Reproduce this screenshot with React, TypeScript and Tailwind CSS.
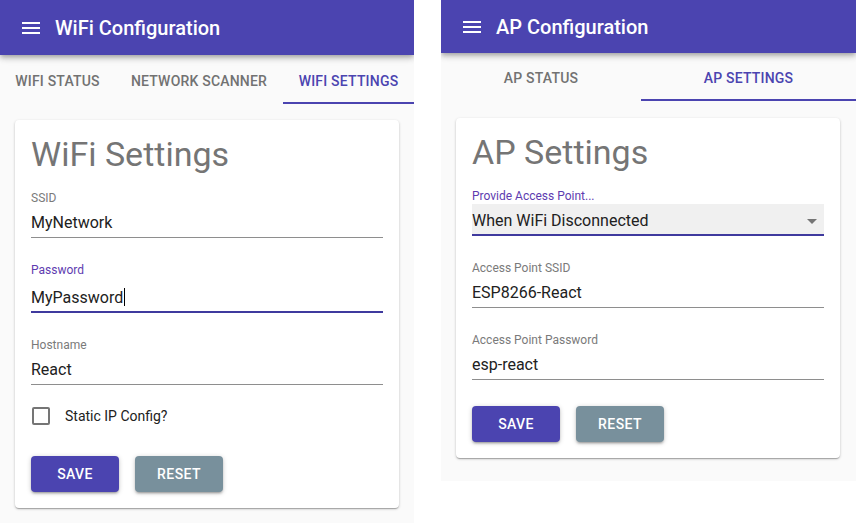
const FONT = "font-['Roboto','Liberation_Sans',sans-serif]";

type Tab = { label: string; width: string; active?: boolean };

function MenuIcon() {
  return (
    <svg viewBox="0 0 24 24" className="h-6 w-6 shrink-0 fill-white">
      <path d="M3 18h18v-2H3v2zm0-5h18v-2H3v2zm0-7v2h18V6H3z" />
    </svg>
  );
}

function Header({ title, height }: { title: string; height: string }) {
  return (
    <div
      className={`relative z-10 flex ${height} items-center gap-3 bg-[#4b44b0] pl-[19px] shadow-[0_2px_4px_-1px_rgba(0,0,0,0.2),0_4px_5px_0_rgba(0,0,0,0.14),0_1px_10px_0_rgba(0,0,0,0.12)]`}
    >
      <MenuIcon />
      <h1 className="text-[20px] font-medium leading-none text-white">{title}</h1>
    </div>
  );
}

function Tabs({ tabs, height }: { tabs: Tab[]; height: string }) {
  return (
    <div className={`flex ${height} shrink-0`}>
      {tabs.map((t) => (
        <div
          key={t.label}
          className={`flex ${t.width} shrink-0 items-center justify-center border-b-2 pt-[5px] text-[14px] font-medium uppercase tracking-[0.2px] ${
            t.active ? "border-[#4b44b0] text-[#4b44b0]" : "border-transparent text-[#727272]"
          }`}
        >
          {t.label}
        </div>
      ))}
    </div>
  );
}

function Field({
  label,
  value,
  focused,
  cursor,
}: {
  label: string;
  value: string;
  focused?: boolean;
  cursor?: boolean;
}) {
  return (
    <div className="pt-4 pb-2">
      <div className={`h-4 pt-[2px] text-[12px] leading-[12px] ${focused ? "text-[#5e3cb0]" : "text-[#7a7a7a]"}`}>
        {label}
      </div>
      <div
        className={`pt-[7px] text-[16px] leading-[19px] text-[#212121] ${
          focused ? "border-b-2 border-[#3f3a9e] pb-[4px]" : "border-b border-[#8e8e8e] pb-[5px]"
        }`}
      >
        {value}
        {cursor && <span className="ml-px inline-block h-[18px] w-px translate-y-[3px] bg-black" />}
      </div>
    </div>
  );
}

function SelectField({ label, value }: { label: string; value: string }) {
  return (
    <div className="pt-4 pb-2">
      <div className="h-4 pt-[2px] text-[12px] leading-[12px] text-[#5e3cb0]">{label}</div>
      <div className="flex items-center justify-between border-b-2 border-[#3f3a9e] bg-[#f0f0f0] pt-[7px] pb-[4px] text-[16px] leading-[19px] text-[#212121]">
        <span>{value}</span>
        <svg viewBox="0 0 24 24" className="-my-[3px] h-6 w-6 fill-[#757575]">
          <path d="M7 10l5 5 5-5z" />
        </svg>
      </div>
    </div>
  );
}

function Buttons({ mt }: { mt: string }) {
  const shadow =
    "shadow-[0_1px_5px_0_rgba(0,0,0,0.2),0_2px_2px_0_rgba(0,0,0,0.14),0_3px_1px_-2px_rgba(0,0,0,0.12)]";
  return (
    <div className={`${mt} flex gap-4`}>
      <button className={`h-9 w-[88px] rounded bg-[#4b44b0] text-[14px] font-medium uppercase tracking-[0.4px] text-white ${shadow}`}>
        Save
      </button>
      <button className={`h-9 w-[88px] rounded bg-[#78909c] text-[14px] font-medium uppercase tracking-[0.4px] text-white ${shadow}`}>
        Reset
      </button>
    </div>
  );
}

function Card({ mt, title, children }: { mt: string; title: string; children: React.ReactNode }) {
  return (
    <div
      className={`mx-[15px] ${mt} w-[384px] rounded bg-white px-4 pt-[14px] pb-4 shadow-[0_1px_3px_0_rgba(0,0,0,0.2),0_1px_1px_0_rgba(0,0,0,0.14),0_2px_1px_-1px_rgba(0,0,0,0.12)]`}
    >
      <h2 className="text-[34px] font-normal leading-[40px] text-[#757575]">{title}</h2>
      {children}
    </div>
  );
}

export default function App() {
  return (
    <div className={`flex h-[523px] w-[856px] items-start bg-white ${FONT}`}>
      <section className="flex h-[523px] w-[414px] shrink-0 flex-col overflow-hidden bg-[#fafafa]">
        <Header title="WiFi Configuration" height="h-[55px]" />
        <Tabs
          height="h-[49px]"
          tabs={[
            { label: "WiFi Status", width: "w-[115px]" },
            { label: "Network Scanner", width: "w-[168px]" },
            { label: "WiFi Settings", width: "w-[131px]", active: true },
          ]}
        />
        <Card mt="mt-4" title="WiFi Settings">
          <Field label="SSID" value="MyNetwork" />
          <Field label="Password" value="MyPassword" focused cursor />
          <Field label="Hostname" value="React" />
          <div className="-ml-[14px] -mt-px flex h-12 items-center">
            <div className="flex h-12 w-12 items-center justify-center">
              <div className="h-[18px] w-[18px] rounded-[2px] border-2 border-[#757575]" />
            </div>
            <span className="text-[14px] text-[#212121]">Static IP Config?</span>
          </div>
          <Buttons mt="mt-4" />
        </Card>
      </section>

      <section className="ml-[27px] flex h-[481px] w-[415px] shrink-0 flex-col overflow-hidden bg-[#fafafa]">
        <Header title="AP Configuration" height="h-[53px]" />
        <Tabs
          height="h-[48px]"
          tabs={[
            { label: "AP Status", width: "w-[200px]" },
            { label: "AP Settings", width: "w-[215px]", active: true },
          ]}
        />
        <Card mt="mt-[17px]" title="AP Settings">
          <SelectField label="Provide Access Point..." value="When WiFi Disconnected" />
          <Field label="Access Point SSID" value="ESP8266-React" />
          <Field label="Access Point Password" value="esp-react" />
          <Buttons mt="mt-[18px]" />
        </Card>
      </section>
    </div>
  );
}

TASK DIRECTIONS
Quote the data above in full and without alteration; skip the pictures.

OUTPUT
Reproduce this screenshot with React, TypeScript and Tailwind CSS.
const FONT = "font-['Roboto','Liberation_Sans',sans-serif]";

type Tab = { label: string; width: string; active?: boolean };

function MenuIcon() {
  return (
    <svg viewBox="0 0 24 24" className="h-6 w-6 shrink-0 fill-white">
      <path d="M3 18h18v-2H3v2zm0-5h18v-2H3v2zm0-7v2h18V6H3z" />
    </svg>
  );
}

function Header({ title, height }: { title: string; height: string }) {
  return (
    <div
      className={`relative z-10 flex ${height} items-center gap-3 bg-[#4b44b0] pl-[19px] shadow-[0_2px_4px_-1px_rgba(0,0,0,0.2),0_4px_5px_0_rgba(0,0,0,0.14),0_1px_10px_0_rgba(0,0,0,0.12)]`}
    >
      <MenuIcon />
      <h1 className="text-[20px] font-medium leading-none text-white">{title}</h1>
    </div>
  );
}

function Tabs({ tabs, height }: { tabs: Tab[]; height: string }) {
  return (
    <div className={`flex ${height} shrink-0`}>
      {tabs.map((t) => (
        <div
          key={t.label}
          className={`flex ${t.width} shrink-0 items-center justify-center border-b-2 pt-[5px] text-[14px] font-medium uppercase tracking-[0.2px] ${
            t.active ? "border-[#4b44b0] text-[#4b44b0]" : "border-transparent text-[#727272]"
          }`}
        >
          {t.label}
        </div>
      ))}
    </div>
  );
}

function Field({
  label,
  value,
  focused,
  cursor,
}: {
  label: string;
  value: string;
  focused?: boolean;
  cursor?: boolean;
}) {
  return (
    <div className="pt-4 pb-2">
      <div className={`h-4 pt-[2px] text-[12px] leading-[12px] ${focused ? "text-[#5e3cb0]" : "text-[#7a7a7a]"}`}>
        {label}
      </div>
      <div
        className={`pt-[7px] text-[16px] leading-[19px] text-[#212121] ${
          focused ? "border-b-2 border-[#3f3a9e] pb-[4px]" : "border-b border-[#8e8e8e] pb-[5px]"
        }`}
      >
        {value}
        {cursor && <span className="ml-px inline-block h-[18px] w-px translate-y-[3px] bg-black" />}
      </div>
    </div>
  );
}

function SelectField({ label, value }: { label: string; value: string }) {
  return (
    <div className="pt-4 pb-2">
      <div className="h-4 pt-[2px] text-[12px] leading-[12px] text-[#5e3cb0]">{label}</div>
      <div className="flex items-center justify-between border-b-2 border-[#3f3a9e] bg-[#f0f0f0] pt-[7px] pb-[4px] text-[16px] leading-[19px] text-[#212121]">
        <span>{value}</span>
        <svg viewBox="0 0 24 24" className="-my-[3px] h-6 w-6 fill-[#757575]">
          <path d="M7 10l5 5 5-5z" />
        </svg>
      </div>
    </div>
  );
}

function Buttons({ mt }: { mt: string }) {
  const shadow =
    "shadow-[0_1px_5px_0_rgba(0,0,0,0.2),0_2px_2px_0_rgba(0,0,0,0.14),0_3px_1px_-2px_rgba(0,0,0,0.12)]";
  return (
    <div className={`${mt} flex gap-4`}>
      <button className={`h-9 w-[88px] rounded bg-[#4b44b0] text-[14px] font-medium uppercase tracking-[0.4px] text-white ${shadow}`}>
        Save
      </button>
      <button className={`h-9 w-[88px] rounded bg-[#78909c] text-[14px] font-medium uppercase tracking-[0.4px] text-white ${shadow}`}>
        Reset
      </button>
    </div>
  );
}

function Card({ mt, title, children }: { mt: string; title: string; children: React.ReactNode }) {
  return (
    <div
      className={`mx-[15px] ${mt} w-[384px] rounded bg-white px-4 pt-[14px] pb-4 shadow-[0_1px_3px_0_rgba(0,0,0,0.2),0_1px_1px_0_rgba(0,0,0,0.14),0_2px_1px_-1px_rgba(0,0,0,0.12)]`}
    >
      <h2 className="text-[34px] font-normal leading-[40px] text-[#757575]">{title}</h2>
      {children}
    </div>
  );
}

export default function App() {
  return (
    <div className={`flex h-[523px] w-[856px] items-start bg-white ${FONT}`}>
      <section className="flex h-[523px] w-[414px] shrink-0 flex-col overflow-hidden bg-[#fafafa]">
        <Header title="WiFi Configuration" height="h-[55px]" />
        <Tabs
          height="h-[49px]"
          tabs={[
            { label: "WiFi Status", width: "w-[115px]" },
            { label: "Network Scanner", width: "w-[168px]" },
            { label: "WiFi Settings", width: "w-[131px]", active: true },
          ]}
        />
        <Card mt="mt-4" title="WiFi Settings">
          <Field label="SSID" value="MyNetwork" />
          <Field label="Password" value="MyPassword" focused cursor />
          <Field label="Hostname" value="React" />
          <div className="-ml-[14px] -mt-px flex h-12 items-center">
            <div className="flex h-12 w-12 items-center justify-center">
              <div className="h-[18px] w-[18px] rounded-[2px] border-2 border-[#757575]" />
            </div>
            <span className="text-[14px] text-[#212121]">Static IP Config?</span>
          </div>
          <Buttons mt="mt-4" />
        </Card>
      </section>

      <section className="ml-[27px] flex h-[481px] w-[415px] shrink-0 flex-col overflow-hidden bg-[#fafafa]">
        <Header title="AP Configuration" height="h-[53px]" />
        <Tabs
          height="h-[48px]"
          tabs={[
            { label: "AP Status", width: "w-[200px]" },
            { label: "AP Settings", width: "w-[215px]", active: true },
          ]}
        />
        <Card mt="mt-[17px]" title="AP Settings">
          <SelectField label="Provide Access Point..." value="When WiFi Disconnected" />
          <Field label="Access Point SSID" value="ESP8266-React" />
          <Field label="Access Point Password" value="esp-react" />
          <Buttons mt="mt-[18px]" />
        </Card>
      </section>
    </div>
  );
}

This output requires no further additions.